§ Brief:
Select from the data all lines with the word "index".

************

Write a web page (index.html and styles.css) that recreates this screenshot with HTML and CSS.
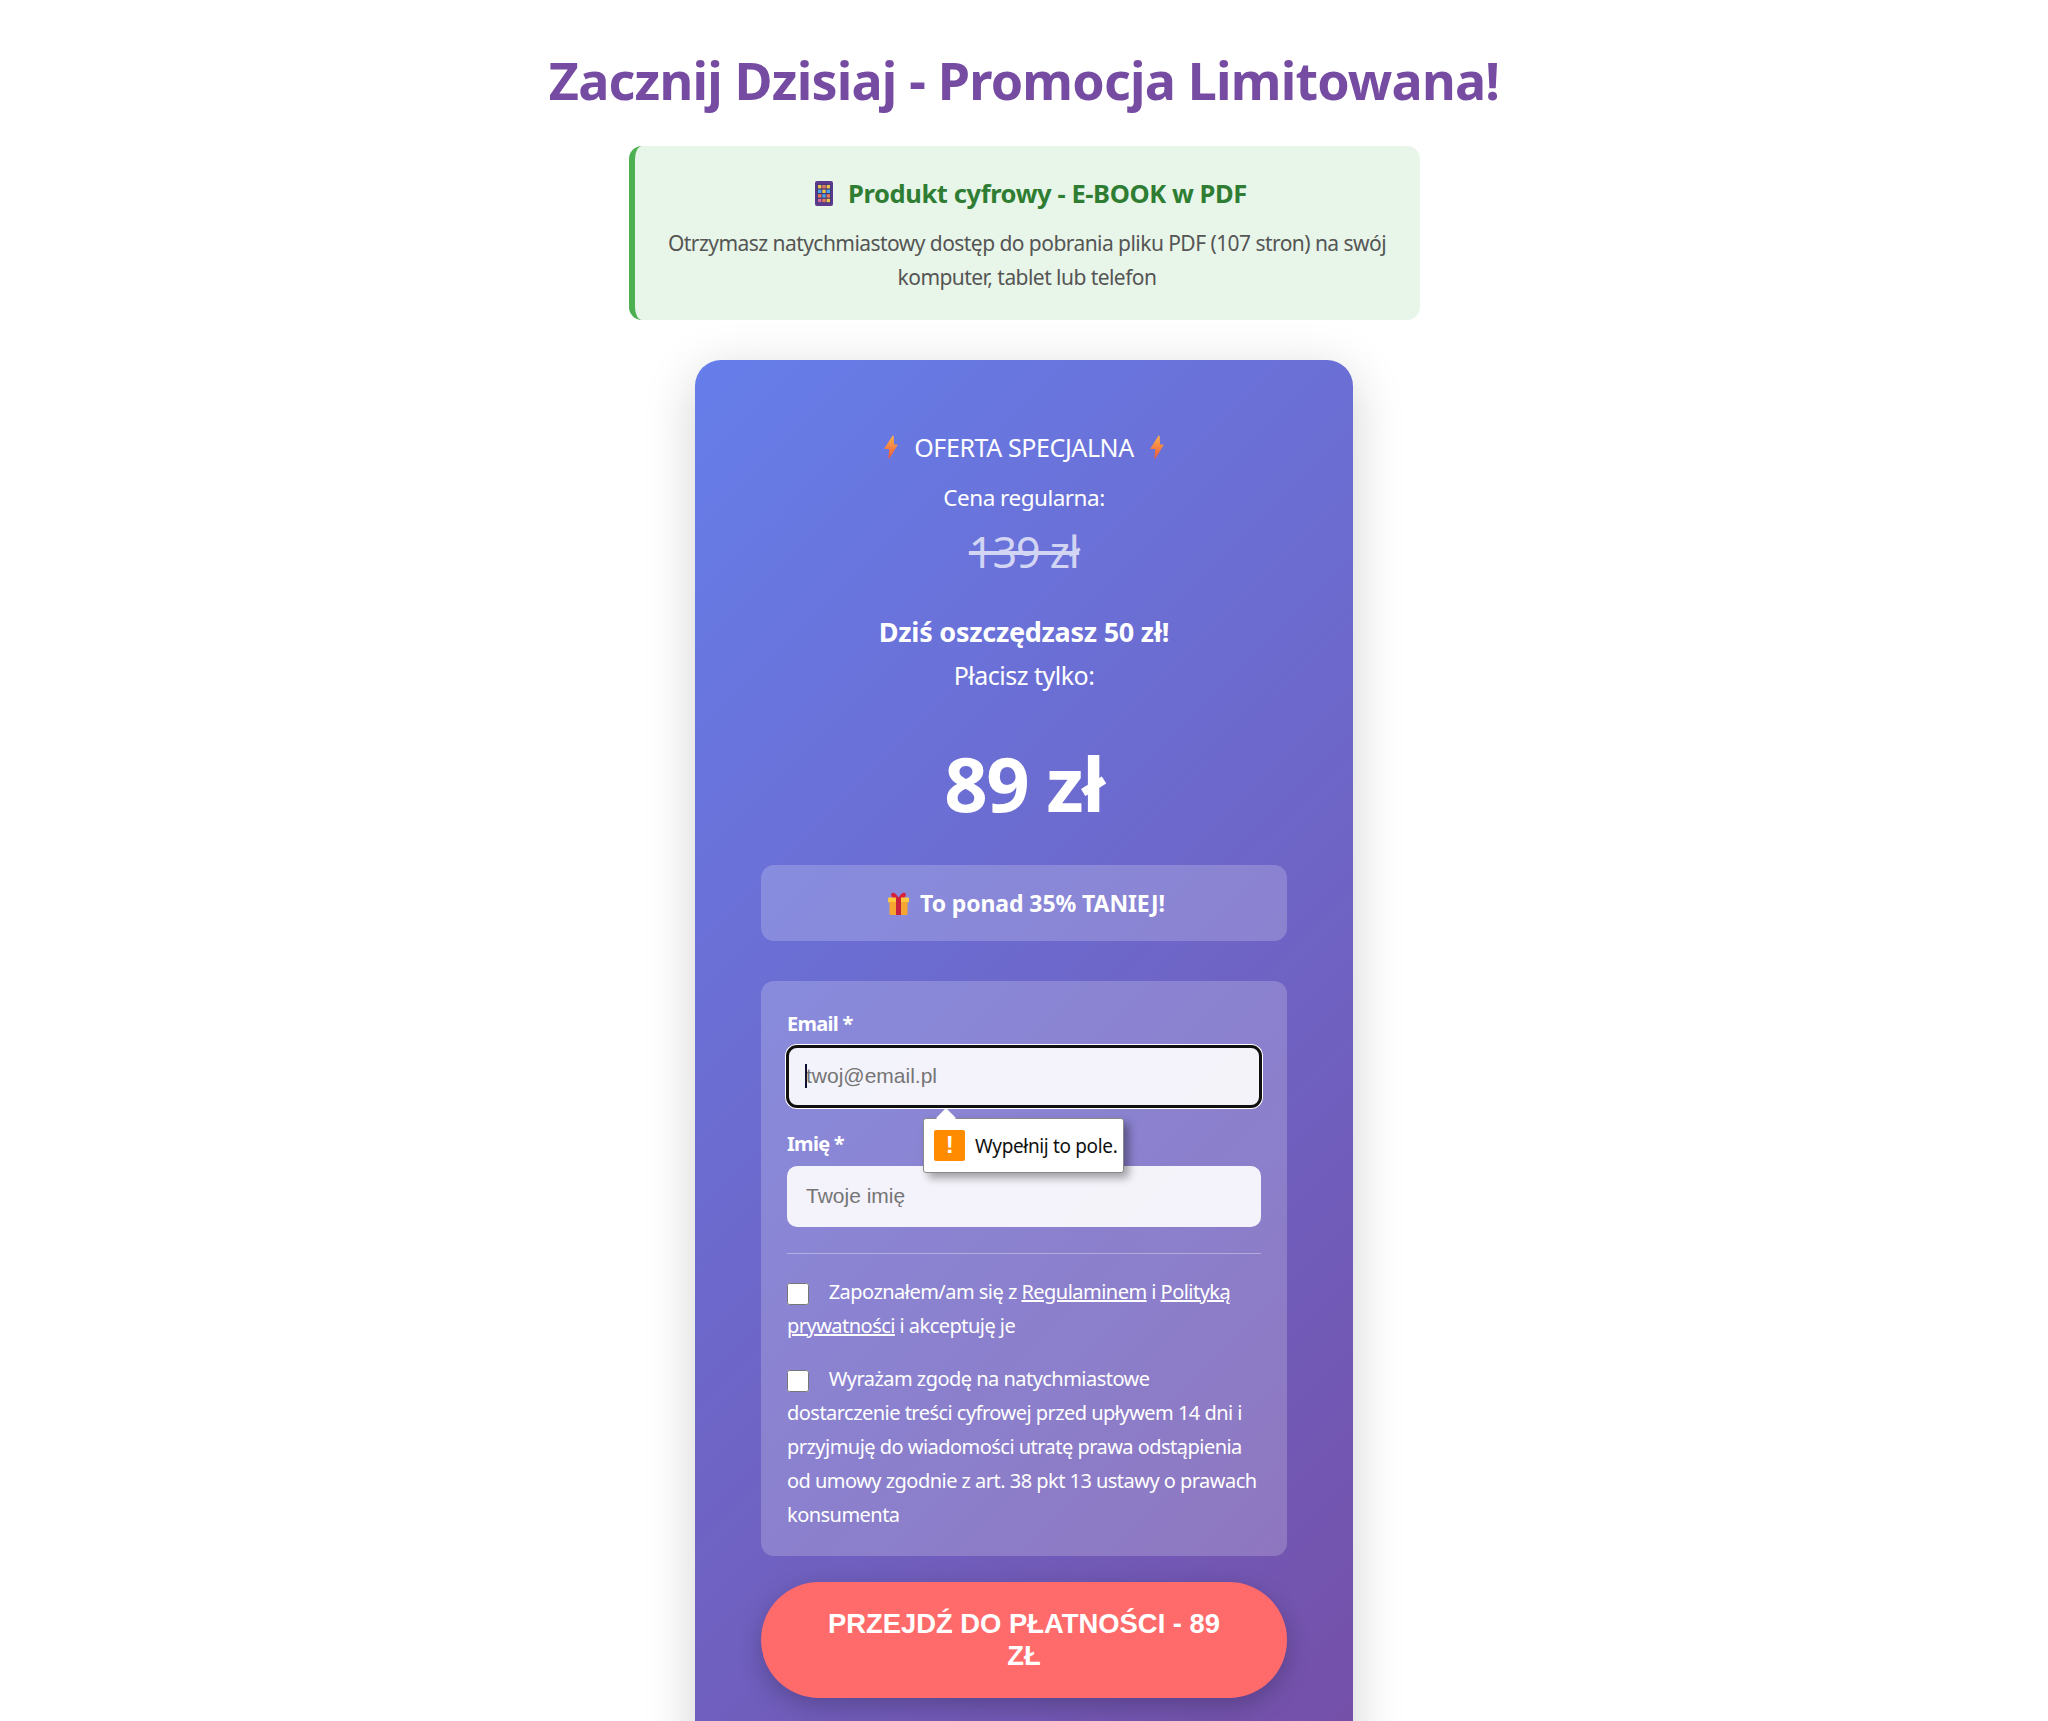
FILE: index.html
```html
<!DOCTYPE html>
<html lang="pl">
<head>
    <meta charset="UTF-8">
    <title>Zacznij Dzisiaj - Promocja Limitowana!</title>
    <link rel="stylesheet" href="styles.css">
</head>
<body>
    <main class="page">
        <h1 class="title">Zacznij Dzisiaj - Promocja Limitowana!</h1>

        <section class="info">
            <h3 class="info-head">
                <svg class="ico-tablet" viewBox="0 0 18 25"><rect width="18" height="25" rx="2" fill="#5b3a8e"/><rect x="2" y="3" width="14" height="19" fill="#3f3a78"/><g><rect x="3" y="4" width="3.4" height="3.4" fill="#f0c14b"/><rect x="7.3" y="4" width="3.4" height="3.4" fill="#e8795a"/><rect x="11.6" y="4" width="3.4" height="3.4" fill="#f0c14b"/><rect x="3" y="8.6" width="3.4" height="3.4" fill="#49a6e8"/><rect x="7.3" y="8.6" width="3.4" height="3.4" fill="#f0c14b"/><rect x="11.6" y="8.6" width="3.4" height="3.4" fill="#49a6e8"/><rect x="3" y="13.2" width="3.4" height="3.4" fill="#e8795a"/><rect x="7.3" y="13.2" width="3.4" height="3.4" fill="#49a6e8"/><rect x="11.6" y="13.2" width="3.4" height="3.4" fill="#e8795a"/><rect x="3" y="17.8" width="3.4" height="3.4" fill="#d868a0"/><rect x="7.3" y="17.8" width="3.4" height="3.4" fill="#e8795a"/><rect x="11.6" y="17.8" width="3.4" height="3.4" fill="#f0c14b"/></g></svg>
                Produkt cyfrowy - E-BOOK w PDF
            </h3>
            <p class="info-text">Otrzymasz natychmiastowy dostęp do pobrania pliku PDF (107 stron) na swój<br>komputer, tablet lub telefon</p>
        </section>

        <section class="card">
            <div class="offer">
                <svg class="ico-bolt" viewBox="0 0 14 24"><defs><linearGradient id="bolt" x1="0" y1="0" x2="0" y2="1"><stop offset="0" stop-color="#ffb04a"/><stop offset="1" stop-color="#ee5a3a"/></linearGradient></defs><path d="M9 1 1 13.500h5L5 23 13 10H9.500z" fill="url(#bolt)" stroke="url(#bolt)" stroke-width="1.200" stroke-linejoin="round"/></svg>
                <span>OFERTA SPECJALNA</span>
                <svg class="ico-bolt" viewBox="0 0 14 24"><path d="M9 1 1 13.500h5L5 23 13 10H9.500z" fill="url(#bolt)" stroke="url(#bolt)" stroke-width="1.200" stroke-linejoin="round"/></svg>
            </div>
            <p class="regular-label">Cena regularna:</p>
            <p class="old-price">139 zł</p>
            <p class="save">Dziś oszczędzasz 50 zł!</p>
            <p class="pay-label">Płacisz tylko:</p>
            <p class="price">89 zł</p>

            <div class="promo">
                <svg class="ico-gift" viewBox="0 0 21 23"><path d="M10.5 6C8 1 5.500 0 3.800 1.200 2.300 2.400 3.500 5.500 6 6zM10.500 6c2.500-5 5-6 6.700-4.800C18.700 2.400 17.500 5.500 15 6z" fill="#d8203a"/><rect y="5.500" width="21" height="5" rx="1" fill="#ffc83d"/><rect x="1.500" y="10" width="18" height="13" rx="1" fill="#f7a531"/><rect x="8" y="5" width="5" height="18" fill="#c8213f"/></svg>
                To ponad 35% TANIEJ!
            </div>

            <form class="order-form">
                <label class="field-label" for="email">Email *</label>
                <div class="field field-active">
                    <input class="field-input is-focus" id="email" type="email" placeholder="twoj@email.pl">
                    <span class="caret"></span>
                    <div class="tip">
                        <span class="tip-arrow"></span>
                        <span class="tip-icon">!</span>
                        <span>Wypełnij to pole.</span>
                    </div>
                </div>

                <label class="field-label" for="name">Imię *</label>
                <div class="field">
                    <input class="field-input" id="name" type="text" placeholder="Twoje imię">
                </div>

                <div class="consents">
                    <label class="consent">
                        <input class="check" type="checkbox">
                        Zapoznałem/am się z <a href="#">Regulaminem</a> i <a href="#">Polityką<br>prywatności</a> i akceptuję je
                    </label>
                    <label class="consent">
                        <input class="check" type="checkbox">
                        Wyrażam zgodę na natychmiastowe<br>dostarczenie treści cyfrowej przed upływem 14 dni i<br>przyjmuję do wiadomości utratę prawa odstąpienia<br>od umowy zgodnie z art. 38 pkt 13 ustawy o prawach<br>konsumenta
                    </label>
                </div>
            </form>

            <button class="pay-btn" type="button">PRZEJDŹ DO PŁATNOŚCI - 89 ZŁ</button>
        </section>
    </main>
</body>
</html>
```

FILE: styles.css
```css
html, body {
    margin: 0;
    padding: 0;
    height: 1721px;
    overflow: hidden;
    background: #fff;
}

body {
    font-family: "Noto Sans", "Open Sans", Arial, sans-serif;
    color: #333;
}

.page {
    display: flex;
    flex-direction: column;
    align-items: center;
    padding-top: 38px;
}

.title {
    margin: 0 0 24px;
    font-size: 52px;
    line-height: 84px;
    font-weight: 700;
    letter-spacing: -0.8px;
    color: #764ba2;
    white-space: nowrap;
}

.info {
    box-sizing: border-box;
    width: 791px;
    height: 174px;
    padding: 27px 20px 0;
    background: #e8f5e9;
    border-left: 6px solid #4caf50;
    border-radius: 13px;
    text-align: center;
}

.info-head {
    display: flex;
    justify-content: center;
    align-items: center;
    gap: 15px;
    margin: 0 0 14px;
    padding-left: 8px;
    font-size: 25.500px;
    line-height: 40px;
    font-weight: 700;
    letter-spacing: -0.4px;
    color: #2e7d32;
}

.ico-tablet {
    width: 18px;
    height: 25px;
}

.info-text {
    margin: 0;
    font-size: 21px;
    line-height: 33.5px;
    letter-spacing: -0.55px;
    color: #555;
    white-space: nowrap;
}

.card {
    box-sizing: border-box;
    width: 658px;
    height: 1580px;
    margin-top: 40px;
    padding: 65px 66px;
    border-radius: 26px;
    background: linear-gradient(135deg, #667eea 0%, #764ba2 100%);
    box-shadow: 0 13px 52px rgba(0, 0, 0, 0.18);
    color: #fff;
    text-align: center;
}

.offer {
    display: flex;
    justify-content: center;
    align-items: center;
    gap: 16px;
    font-size: 25px;
    line-height: 44px;
    letter-spacing: -0.4px;
}

.ico-bolt {
    width: 14px;
    height: 24px;
}

.card p {
    margin: 0;
}

.regular-label {
    margin-top: 10px !important;
    font-size: 22.500px;
    line-height: 37px;
    letter-spacing: -0.5px;
}

.old-price {
    margin-top: 3px !important;
    font-size: 43px;
    line-height: 66px;
    letter-spacing: -1px;
    opacity: 0.7;
    text-decoration: line-through;
}

.save {
    margin-top: 25px !important;
    font-size: 27px;
    line-height: 44px;
    font-weight: 700;
    letter-spacing: -0.25px;
}

.pay-label {
    font-size: 25px;
    line-height: 42px;
    letter-spacing: -0.5px;
}

.price {
    margin-top: 28px !important;
    font-size: 76px;
    line-height: 118px;
    font-weight: 700;
    letter-spacing: -1.6px;
}

.promo {
    display: flex;
    justify-content: center;
    align-items: center;
    gap: 11px;
    height: 76px;
    margin-top: 23px;
    padding-left: 5px;
    background: rgba(255, 255, 255, 0.2);
    border-radius: 13px;
    font-size: 23px;
    font-weight: 700;
    letter-spacing: -0.1px;
}

.ico-gift {
    width: 21px;
    height: 23px;
}

.order-form {
    box-sizing: border-box;
    height: 575px;
    margin-top: 40px;
    padding: 26px;
    background: rgba(255, 255, 255, 0.2);
    border-radius: 13px;
    text-align: left;
}

.field-label {
    display: block;
    height: 39px;
    font-size: 20px;
    line-height: 33px;
    font-weight: 700;
    letter-spacing: -0.7px;
}

.field {
    position: relative;
    margin-bottom: 20px;
}

.field-input {
    display: block;
    box-sizing: border-box;
    width: 100%;
    height: 61px;
    padding: 0 19px 2px;
    border: 0;
    border-radius: 10px;
    background: rgba(255, 255, 255, 0.9);
    font-family: "Liberation Sans", Arial, sans-serif;
    font-size: 21px;
    color: #222;
}

.field-input::placeholder {
    color: #757575;
}

.is-focus {
    outline: 3px solid #101010;
    outline-offset: -2px;
    box-shadow: 0 0 0 2px #fff;
}

.caret {
    position: absolute;
    left: 18px;
    top: 18px;
    width: 2px;
    height: 24px;
    background: #101030;
}

.tip {
    position: absolute;
    left: 136px;
    top: 72px;
    z-index: 2;
    display: flex;
    align-items: center;
    gap: 10px;
    box-sizing: border-box;
    width: 201px;
    height: 55px;
    padding: 0 10px;
    background: #fff;
    border: 1px solid #8a8a8a;
    border-radius: 3px;
    box-shadow: 5px 5px 8px rgba(0, 0, 0, 0.35);
    font-size: 19px;
    letter-spacing: -0.35px;
    color: #111;
    white-space: nowrap;
}

.tip-arrow {
    position: absolute;
    left: 15px;
    top: -8px;
    width: 14px;
    height: 14px;
    background: #fff;
    transform: rotate(45deg);
}

.tip-icon {
    flex: none;
    position: relative;
    width: 31px;
    height: 31px;
    border-radius: 2px;
    background: #ff8c00;
    color: #fff;
    font-family: "Liberation Sans", Arial, sans-serif;
    font-size: 24px;
    font-weight: 700;
    line-height: 29px;
    text-align: center;
}

.consents {
    margin-top: 26px;
    padding-top: 21px;
    border-top: 1px solid rgba(255, 255, 255, 0.35);
}

.consent {
    display: block;
    margin-bottom: 19px;
    font-size: 20px;
    line-height: 34px;
    letter-spacing: -0.53px;
    white-space: nowrap;
}

.consent a {
    color: #fff;
}

.check {
    width: 22px;
    height: 22px;
    margin: 0 15px 0 0;
    vertical-align: -6px;
}

.pay-btn {
    display: block;
    box-sizing: border-box;
    width: 100%;
    height: 116px;
    margin-top: 26px;
    padding: 0 52px;
    border: 0;
    border-radius: 58px;
    background: #ff6b6b;
    box-shadow: 0 8px 24px rgba(0, 0, 0, 0.22);
    font-family: "Liberation Sans", Arial, sans-serif;
    font-size: 27.400px;
    line-height: 32px;
    font-weight: 700;
    color: #fff;
}
```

************

§ Final result:
Write a web page (index.html and styles.css) that recreates this screenshot with HTML and CSS.
FILE: index.html
    z-index: 2;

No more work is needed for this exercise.